:: SUPPLIED INFORMATION

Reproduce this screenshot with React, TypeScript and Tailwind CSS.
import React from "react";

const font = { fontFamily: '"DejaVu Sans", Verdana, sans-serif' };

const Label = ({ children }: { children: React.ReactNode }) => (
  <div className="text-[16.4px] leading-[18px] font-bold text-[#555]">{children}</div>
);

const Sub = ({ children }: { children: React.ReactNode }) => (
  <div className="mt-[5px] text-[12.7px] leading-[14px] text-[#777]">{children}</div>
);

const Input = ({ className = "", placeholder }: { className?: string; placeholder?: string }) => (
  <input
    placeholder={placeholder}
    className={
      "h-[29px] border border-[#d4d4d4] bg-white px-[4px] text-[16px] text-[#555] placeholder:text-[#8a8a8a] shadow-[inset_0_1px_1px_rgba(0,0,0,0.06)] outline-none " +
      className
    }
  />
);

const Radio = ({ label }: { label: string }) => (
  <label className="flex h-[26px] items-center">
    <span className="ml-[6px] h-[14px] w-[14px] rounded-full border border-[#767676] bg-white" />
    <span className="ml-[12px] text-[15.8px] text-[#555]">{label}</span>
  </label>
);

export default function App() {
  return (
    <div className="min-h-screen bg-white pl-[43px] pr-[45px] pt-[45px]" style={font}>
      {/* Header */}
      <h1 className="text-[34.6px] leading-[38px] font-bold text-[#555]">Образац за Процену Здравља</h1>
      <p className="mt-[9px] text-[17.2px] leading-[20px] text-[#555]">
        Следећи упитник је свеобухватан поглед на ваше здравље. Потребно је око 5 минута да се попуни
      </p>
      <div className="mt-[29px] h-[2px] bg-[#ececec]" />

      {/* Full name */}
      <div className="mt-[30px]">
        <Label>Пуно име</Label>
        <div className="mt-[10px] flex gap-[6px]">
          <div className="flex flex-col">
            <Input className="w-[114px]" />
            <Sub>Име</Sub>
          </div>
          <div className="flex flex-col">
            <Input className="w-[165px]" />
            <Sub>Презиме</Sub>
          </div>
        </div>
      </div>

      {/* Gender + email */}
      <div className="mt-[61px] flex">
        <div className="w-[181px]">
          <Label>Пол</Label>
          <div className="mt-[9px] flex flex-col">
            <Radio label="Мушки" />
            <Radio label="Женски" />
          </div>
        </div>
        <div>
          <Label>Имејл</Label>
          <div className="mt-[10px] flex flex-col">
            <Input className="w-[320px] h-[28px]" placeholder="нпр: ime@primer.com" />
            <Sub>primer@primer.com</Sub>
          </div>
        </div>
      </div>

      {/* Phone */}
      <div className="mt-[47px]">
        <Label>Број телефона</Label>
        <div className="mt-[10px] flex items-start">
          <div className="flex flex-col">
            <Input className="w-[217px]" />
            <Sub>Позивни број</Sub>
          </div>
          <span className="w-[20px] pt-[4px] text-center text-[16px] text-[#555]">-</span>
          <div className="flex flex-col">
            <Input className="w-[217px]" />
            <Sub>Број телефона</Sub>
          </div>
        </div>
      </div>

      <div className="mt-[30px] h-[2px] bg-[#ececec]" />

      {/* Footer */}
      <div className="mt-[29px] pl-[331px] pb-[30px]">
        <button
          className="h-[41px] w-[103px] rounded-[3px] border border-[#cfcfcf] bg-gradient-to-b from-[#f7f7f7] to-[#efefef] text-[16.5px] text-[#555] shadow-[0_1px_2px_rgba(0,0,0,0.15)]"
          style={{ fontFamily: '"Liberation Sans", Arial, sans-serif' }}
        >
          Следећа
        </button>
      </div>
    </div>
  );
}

::::

Every line above should be printed again exactly as it stands.

WRITTEN RESPONSE
Reproduce this screenshot with React, TypeScript and Tailwind CSS.
import React from "react";

const font = { fontFamily: '"DejaVu Sans", Verdana, sans-serif' };

const Label = ({ children }: { children: React.ReactNode }) => (
  <div className="text-[16.4px] leading-[18px] font-bold text-[#555]">{children}</div>
);

const Sub = ({ children }: { children: React.ReactNode }) => (
  <div className="mt-[5px] text-[12.7px] leading-[14px] text-[#777]">{children}</div>
);

const Input = ({ className = "", placeholder }: { className?: string; placeholder?: string }) => (
  <input
    placeholder={placeholder}
    className={
      "h-[29px] border border-[#d4d4d4] bg-white px-[4px] text-[16px] text-[#555] placeholder:text-[#8a8a8a] shadow-[inset_0_1px_1px_rgba(0,0,0,0.06)] outline-none " +
      className
    }
  />
);

const Radio = ({ label }: { label: string }) => (
  <label className="flex h-[26px] items-center">
    <span className="ml-[6px] h-[14px] w-[14px] rounded-full border border-[#767676] bg-white" />
    <span className="ml-[12px] text-[15.8px] text-[#555]">{label}</span>
  </label>
);

export default function App() {
  return (
    <div className="min-h-screen bg-white pl-[43px] pr-[45px] pt-[45px]" style={font}>
      {/* Header */}
      <h1 className="text-[34.6px] leading-[38px] font-bold text-[#555]">Образац за Процену Здравља</h1>
      <p className="mt-[9px] text-[17.2px] leading-[20px] text-[#555]">
        Следећи упитник је свеобухватан поглед на ваше здравље. Потребно је око 5 минута да се попуни
      </p>
      <div className="mt-[29px] h-[2px] bg-[#ececec]" />

      {/* Full name */}
      <div className="mt-[30px]">
        <Label>Пуно име</Label>
        <div className="mt-[10px] flex gap-[6px]">
          <div className="flex flex-col">
            <Input className="w-[114px]" />
            <Sub>Име</Sub>
          </div>
          <div className="flex flex-col">
            <Input className="w-[165px]" />
            <Sub>Презиме</Sub>
          </div>
        </div>
      </div>

      {/* Gender + email */}
      <div className="mt-[61px] flex">
        <div className="w-[181px]">
          <Label>Пол</Label>
          <div className="mt-[9px] flex flex-col">
            <Radio label="Мушки" />
            <Radio label="Женски" />
          </div>
        </div>
        <div>
          <Label>Имејл</Label>
          <div className="mt-[10px] flex flex-col">
            <Input className="w-[320px] h-[28px]" placeholder="нпр: ime@primer.com" />
            <Sub>primer@primer.com</Sub>
          </div>
        </div>
      </div>

      {/* Phone */}
      <div className="mt-[47px]">
        <Label>Број телефона</Label>
        <div className="mt-[10px] flex items-start">
          <div className="flex flex-col">
            <Input className="w-[217px]" />
            <Sub>Позивни број</Sub>
          </div>
          <span className="w-[20px] pt-[4px] text-center text-[16px] text-[#555]">-</span>
          <div className="flex flex-col">
            <Input className="w-[217px]" />
            <Sub>Број телефона</Sub>
          </div>
        </div>
      </div>

      <div className="mt-[30px] h-[2px] bg-[#ececec]" />

      {/* Footer */}
      <div className="mt-[29px] pl-[331px] pb-[30px]">
        <button
          className="h-[41px] w-[103px] rounded-[3px] border border-[#cfcfcf] bg-gradient-to-b from-[#f7f7f7] to-[#efefef] text-[16.5px] text-[#555] shadow-[0_1px_2px_rgba(0,0,0,0.15)]"
          style={{ fontFamily: '"Liberation Sans", Arial, sans-serif' }}
        >
          Следећа
        </button>
      </div>
    </div>
  );
}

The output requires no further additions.